■ What you are asked to do: Using the records below, please work out how many lines contain "this"; answer with the number alone.
— BEGIN Records supplied —
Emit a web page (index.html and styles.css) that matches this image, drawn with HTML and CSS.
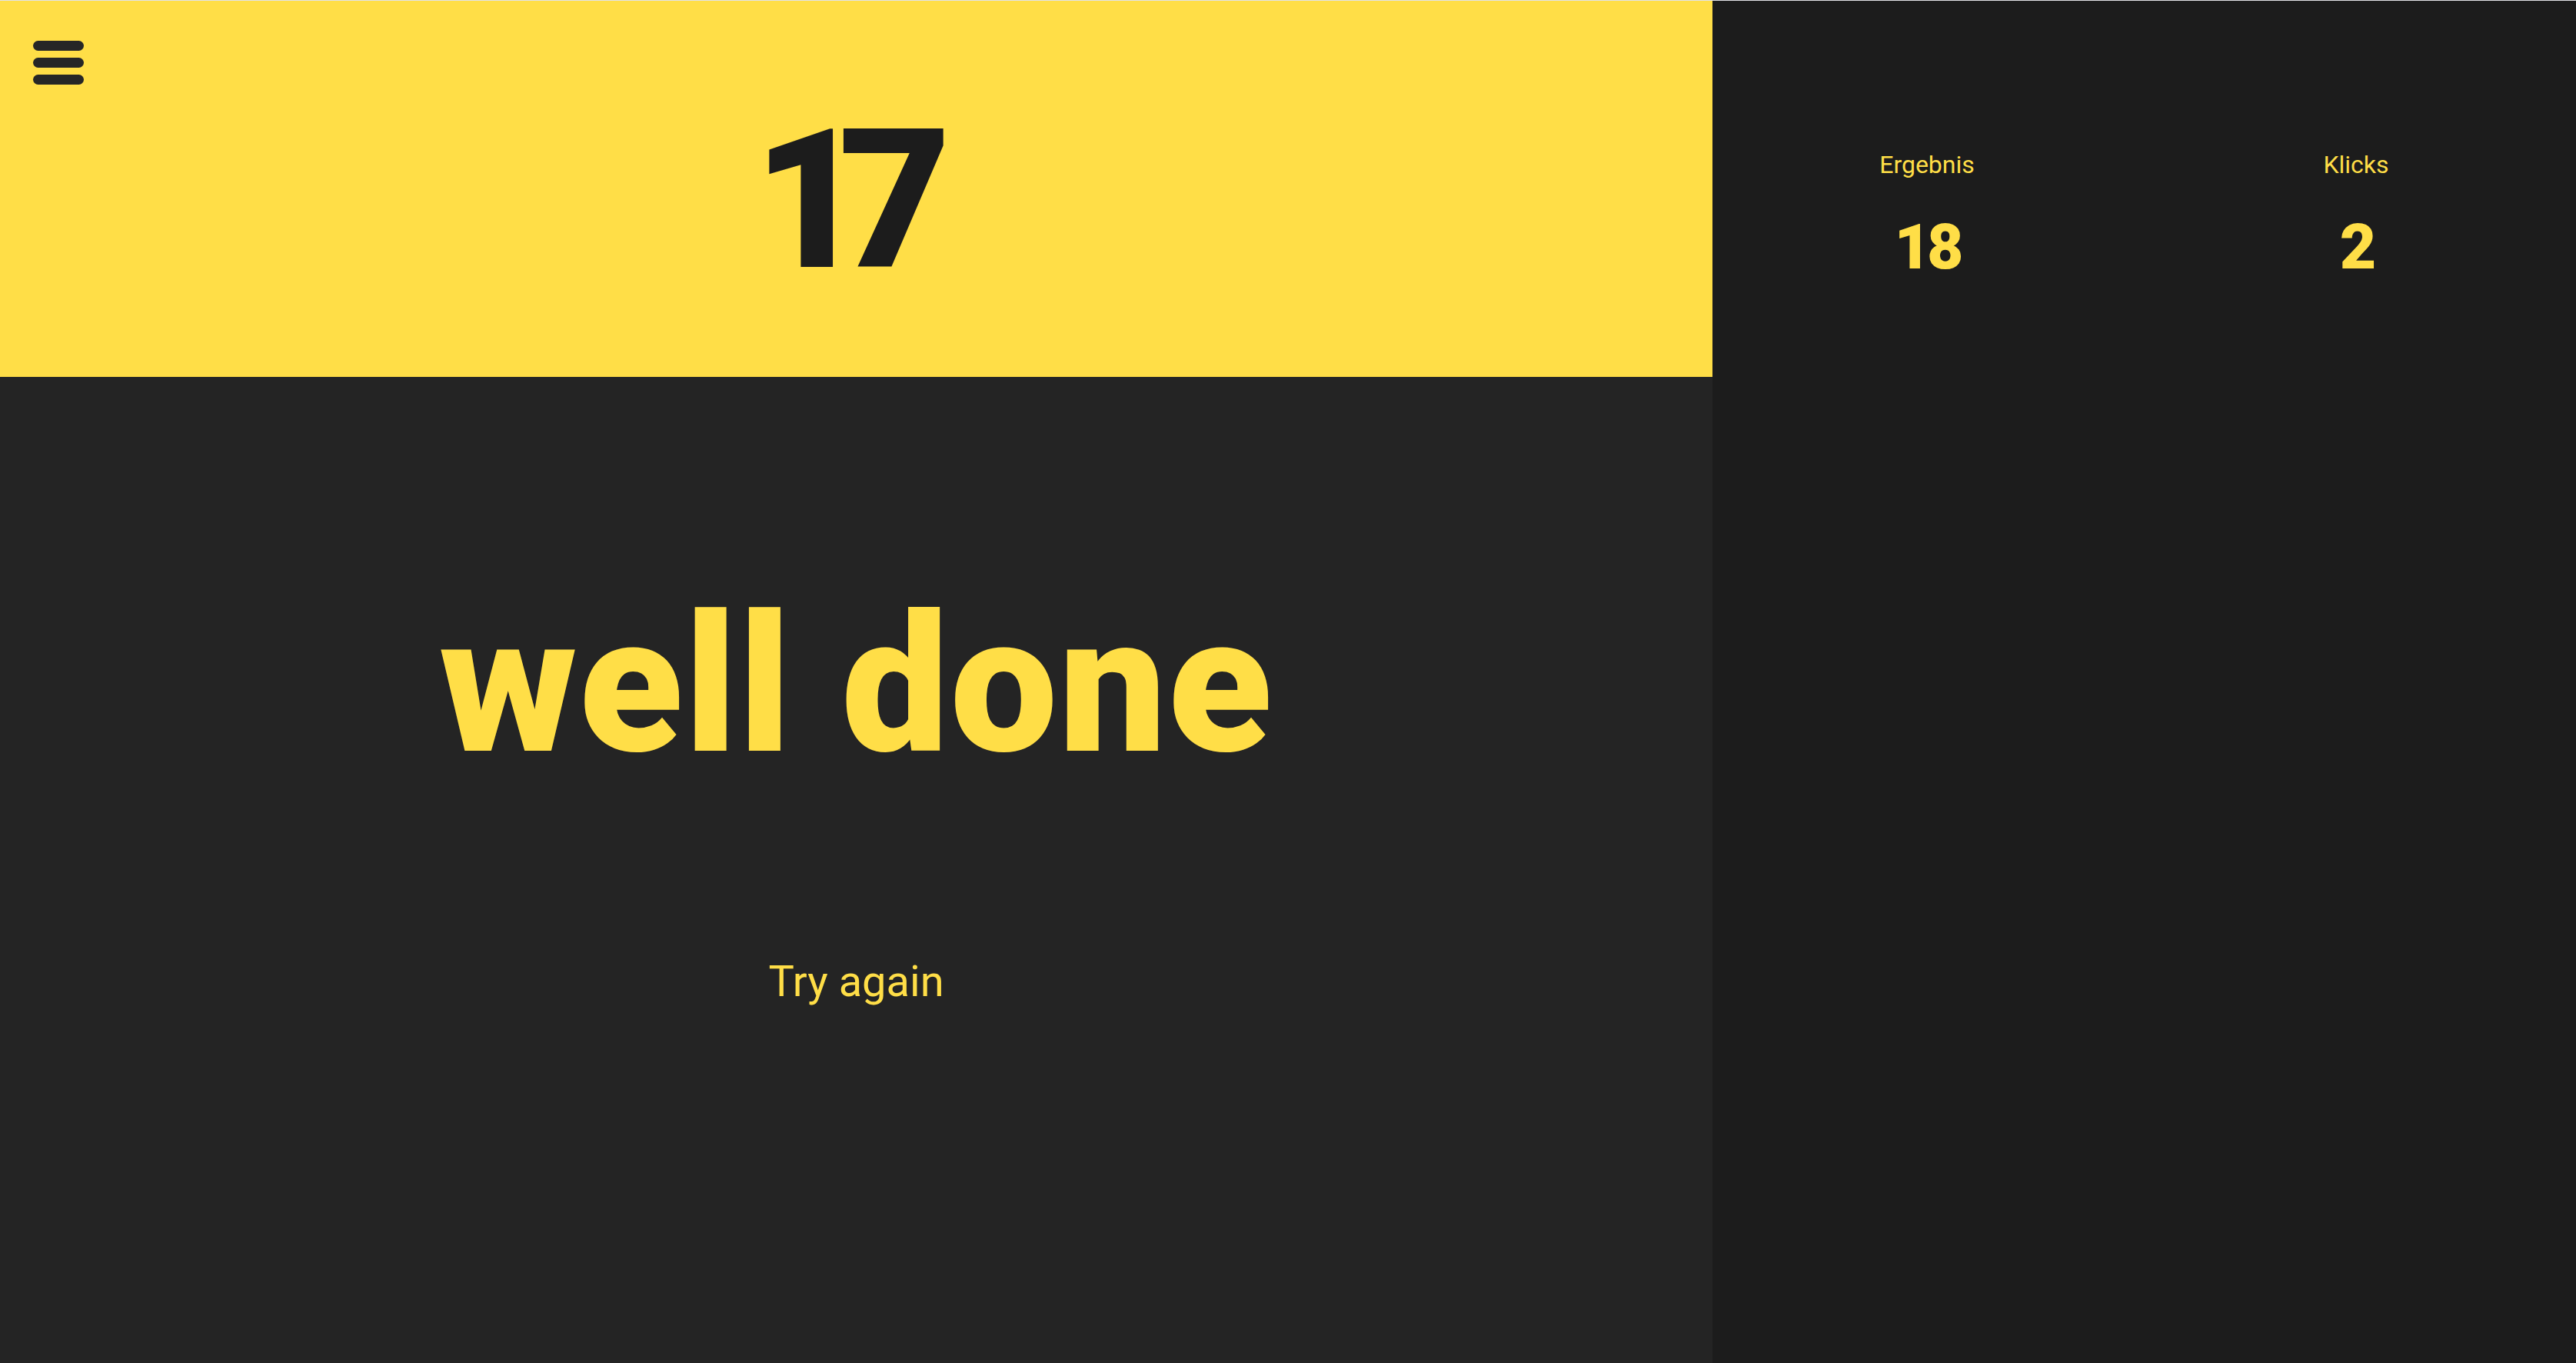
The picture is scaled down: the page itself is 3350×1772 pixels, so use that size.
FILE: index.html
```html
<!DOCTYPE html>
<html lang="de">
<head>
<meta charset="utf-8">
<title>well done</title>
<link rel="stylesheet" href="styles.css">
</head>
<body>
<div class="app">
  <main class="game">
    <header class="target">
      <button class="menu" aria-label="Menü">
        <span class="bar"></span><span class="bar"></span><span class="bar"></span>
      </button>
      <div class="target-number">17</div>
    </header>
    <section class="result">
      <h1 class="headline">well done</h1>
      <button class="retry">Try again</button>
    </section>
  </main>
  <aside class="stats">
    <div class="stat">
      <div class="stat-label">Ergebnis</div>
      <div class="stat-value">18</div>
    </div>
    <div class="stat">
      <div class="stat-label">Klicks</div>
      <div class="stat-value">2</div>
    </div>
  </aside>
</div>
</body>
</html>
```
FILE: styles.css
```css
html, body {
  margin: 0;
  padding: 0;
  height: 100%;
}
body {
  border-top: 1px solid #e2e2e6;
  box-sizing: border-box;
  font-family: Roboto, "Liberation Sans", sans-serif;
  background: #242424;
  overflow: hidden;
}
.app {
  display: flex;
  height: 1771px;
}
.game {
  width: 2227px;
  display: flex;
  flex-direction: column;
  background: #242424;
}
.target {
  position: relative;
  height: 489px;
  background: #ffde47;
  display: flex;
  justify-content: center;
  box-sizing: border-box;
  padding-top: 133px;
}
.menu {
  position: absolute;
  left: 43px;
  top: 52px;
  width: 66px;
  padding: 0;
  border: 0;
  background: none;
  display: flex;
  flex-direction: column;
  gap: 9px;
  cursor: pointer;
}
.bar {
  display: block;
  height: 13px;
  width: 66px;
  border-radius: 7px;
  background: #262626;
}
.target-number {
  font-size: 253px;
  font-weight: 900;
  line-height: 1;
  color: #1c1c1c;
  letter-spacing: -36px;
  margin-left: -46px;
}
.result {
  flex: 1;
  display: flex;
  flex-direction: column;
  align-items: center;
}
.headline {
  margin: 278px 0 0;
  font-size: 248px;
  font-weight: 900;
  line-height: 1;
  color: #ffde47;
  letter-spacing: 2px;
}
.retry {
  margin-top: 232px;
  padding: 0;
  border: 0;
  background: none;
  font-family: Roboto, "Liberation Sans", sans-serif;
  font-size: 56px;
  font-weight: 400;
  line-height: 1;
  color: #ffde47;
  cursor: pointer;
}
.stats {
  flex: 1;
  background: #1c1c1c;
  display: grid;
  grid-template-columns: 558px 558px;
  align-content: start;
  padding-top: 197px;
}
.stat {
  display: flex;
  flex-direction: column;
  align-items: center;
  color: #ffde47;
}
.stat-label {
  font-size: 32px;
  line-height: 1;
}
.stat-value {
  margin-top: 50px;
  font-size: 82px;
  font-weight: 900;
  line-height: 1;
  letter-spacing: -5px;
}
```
— END Records supplied —
— BEGIN Records supplied —
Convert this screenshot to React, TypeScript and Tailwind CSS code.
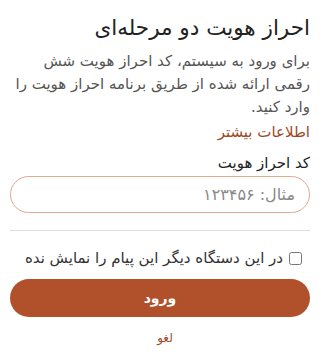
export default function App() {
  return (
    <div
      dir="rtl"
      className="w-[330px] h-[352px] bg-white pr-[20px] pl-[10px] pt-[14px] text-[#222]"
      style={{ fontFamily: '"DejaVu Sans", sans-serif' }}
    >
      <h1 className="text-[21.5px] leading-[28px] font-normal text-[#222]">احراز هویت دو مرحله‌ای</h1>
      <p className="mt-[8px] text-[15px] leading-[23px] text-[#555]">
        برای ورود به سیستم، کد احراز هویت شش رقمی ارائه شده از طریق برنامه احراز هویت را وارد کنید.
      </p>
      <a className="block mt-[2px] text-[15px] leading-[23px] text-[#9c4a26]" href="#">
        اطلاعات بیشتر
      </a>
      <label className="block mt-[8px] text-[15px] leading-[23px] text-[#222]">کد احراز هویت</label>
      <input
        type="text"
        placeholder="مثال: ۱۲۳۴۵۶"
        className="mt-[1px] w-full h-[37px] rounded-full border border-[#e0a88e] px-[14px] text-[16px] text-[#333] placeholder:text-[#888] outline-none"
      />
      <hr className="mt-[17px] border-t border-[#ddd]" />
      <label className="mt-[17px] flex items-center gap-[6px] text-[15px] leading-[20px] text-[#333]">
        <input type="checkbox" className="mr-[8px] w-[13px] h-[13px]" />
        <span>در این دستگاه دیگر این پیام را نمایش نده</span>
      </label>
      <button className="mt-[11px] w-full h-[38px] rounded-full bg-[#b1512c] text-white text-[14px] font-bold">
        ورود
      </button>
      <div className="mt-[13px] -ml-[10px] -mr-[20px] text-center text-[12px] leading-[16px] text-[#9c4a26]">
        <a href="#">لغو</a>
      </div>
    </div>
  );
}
— END Records supplied —
■ In response: 2